Until February 17, 2023, in the rooms of Palazzo Marucelli-Fenzi, exceptionally opened to the public for the occasion, a selection of porcelain sculptures and terracotta and wax models from the Museo Ginori engage in an entirely new dialogue with the decorations created by Sebastiano Ricci and Giovanni Baratta between 1705 and 1706.
  • 01

    The presentation of the exhibition in the Aula Magna of Palazzo Marucelli-Fenzi

  • 02

    The curators of the exhibition Rita Balleri and Cristiano Giometti with Oliva Rucellai

  • 03

    The Aula Magna during the exhibition presentation

  • 04

    Fulvio Cervini, Deputy Director of the History Department of SAGAS, and Tomaso Montanari

  • 05

    Livia Frescobaldi, president of the Amici di Doccia, and Tomaso Montanari

“The happiest aspect of this occasion – stated Tomaso Montanari, President of the Fondazione Museo Archivio Richard Ginori della Manifattura di Doccia – is that two art places usually inaccessible to the majority of citizens of Florence and the world (namely the rooms of Palazzo Marucelli-Fenzi, extraordinary for the paintings by Sebastiano Ricci and the stuccoes by Baratta, and the Museo Ginori, closed awaiting renovation) become visible again, intertwining and telling, through what is now displayed in museums, the broader context of what is instead still alive and embedded in a palace visited daily by many young women and men who study here. It is a sign of vitality and also a promise for the future close collaboration between the University and the Museum, which share the same mission: research, production of knowledge, and its redistribution. I am very grateful to my colleague Rector Alessandra Petrucci and to the director of the SAGAS Department Paolo Liverani, to Cristiano Giometti, and to all the art history colleagues at the University of Florence.”
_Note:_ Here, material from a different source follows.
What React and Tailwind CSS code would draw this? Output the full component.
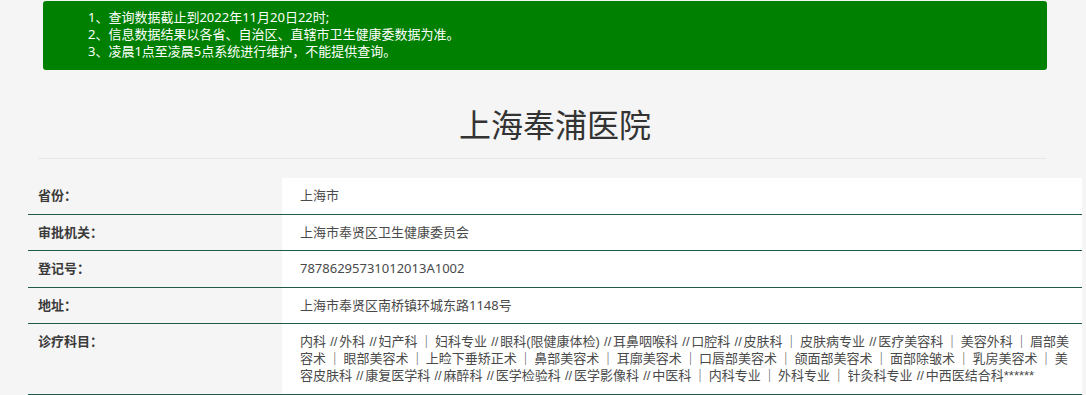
import React from 'react';

const notices = [
    '1、查询数据截止到2022年11月20日22时;',
    '2、信息数据结果以各省、自治区、直辖市卫生健康委数据为准。',
    '3、凌晨1点至凌晨5点系统进行维护，不能提供查询。',
];

const rows = [
    { label: '省份：', value: '上海市' },
    { label: '审批机关：', value: '上海市奉贤区卫生健康委员会' },
    { label: '登记号：', value: '78786295731012013A1002' },
    { label: '地址：', value: '上海市奉贤区南桥镇环城东路1148号' },
    {
        label: '诊疗科目：',
        long: true,
        value: '内科 //外科 //妇产科 ｜ 妇科专业 //眼科(限健康体检) //耳鼻咽喉科 //口腔科 //皮肤科 ｜ 皮肤病专业 //医疗美容科 ｜ 美容外科 ｜ 眉部美容术 ｜ 眼部美容术 ｜ 上睑下垂矫正术 ｜ 鼻部美容术 ｜ 耳廓美容术 ｜ 口唇部美容术 ｜ 颌面部美容术 ｜ 面部除皱术 ｜ 乳房美容术 ｜ 美容皮肤科 //康复医学科 //麻醉科 //医学检验科 //医学影像科 //中医科 ｜ 内科专业 ｜ 外科专业 ｜ 针灸科专业 //中西医结合科******',
    },
];

// slashes in the source font sit a little wider than Liberation's
const Scope = ({ text }) =>
    text.split('//').map((part, i) => (
        <React.Fragment key={i}>
            {i > 0 && <span className="ml-[2px] mr-[1.8px]">//</span>}
            {part}
        </React.Fragment>
    ));

const App = () => {
    return (
        <div className="min-h-screen bg-[#f5f5f5] text-[13px] leading-[17px] text-[#333] font-['Noto_Sans','Noto_Sans_CJK_SC',sans-serif]">
            {/* notice */}
            <div className="pt-px">
                <div className="ml-[43px] w-[1004px] h-[69px] rounded-[3px] bg-[#008000] text-white pl-[45px] pt-[8px]">
                    {notices.map((n) => (
                        <div key={n}>{n}</div>
                    ))}
                </div>
            </div>

            <div className="ml-[28px] w-[1054px]">
                {/* title */}
                <h1 className="mt-[37px] text-center text-[32px] leading-[36px] text-[#333]">上海奉浦医院</h1>
                <div className="mt-[15px] ml-[10px] w-[1008px] border-t border-[#e6e6e6]"></div>

                {/* detail table */}
                <div className="mt-[19px]">
                    {rows.map((r) => (
                        <div key={r.label} className="flex border-b border-[#1f5a4b]">
                            <div className="w-[254px] shrink-0 pl-[10px] pt-[9px] pb-[9.5px] font-bold text-[#3a3a3a]">{r.label}</div>
                            {r.long ? (
                                <div className="flex-1 bg-white pl-[18px] pr-[7px] pt-[9px] pb-[9.5px] text-[#4a4a4a] break-all font-['Liberation_Sans','Noto_Sans_CJK_SC',sans-serif] [word-spacing:-1.4px]">
                                    <Scope text={r.value} />
                                </div>
                            ) : (
                                <div className="flex-1 bg-white pl-[18px] pr-[7px] pt-[9px] pb-[9.5px] text-[#4a4a4a]">{r.value}</div>
                            )}
                        </div>
                    ))}
                </div>
            </div>
        </div>
    );
};

export default App;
“The exhibition Arti in dialogo – stated Cristiano Giometti – is an important opportunity that marks the beginning of the collaboration with the Museo Ginori and offers the chance to open to the public the monumental rooms of Palazzo Marucelli-Fenzi hosting the magnificent decorative cycle by Sebastiano Ricci and Giovanni Baratta. We all hope to be able to start a path of protection and enhancement of these rooms, masterpieces of late Baroque European art.”

“The opportunity to see terracottas, waxes, and porcelains from the Museo Ginori displayed and in dialogue with the beautiful and unknown 18th-century rooms of Palazzo Marucelli-Fenzi – stated Stefano Casciu, Regional Director of Museums of Tuscany – is a must both to admire the quality and beauty of the works purchased or created by the Manifattura Ginori in accordance with the wishes of the Founder, Marquis Carlo Ginori, and to discover one of the most beautiful Rococo contexts of Florence, a jewel that I hope can soon return to wider public accessibility.”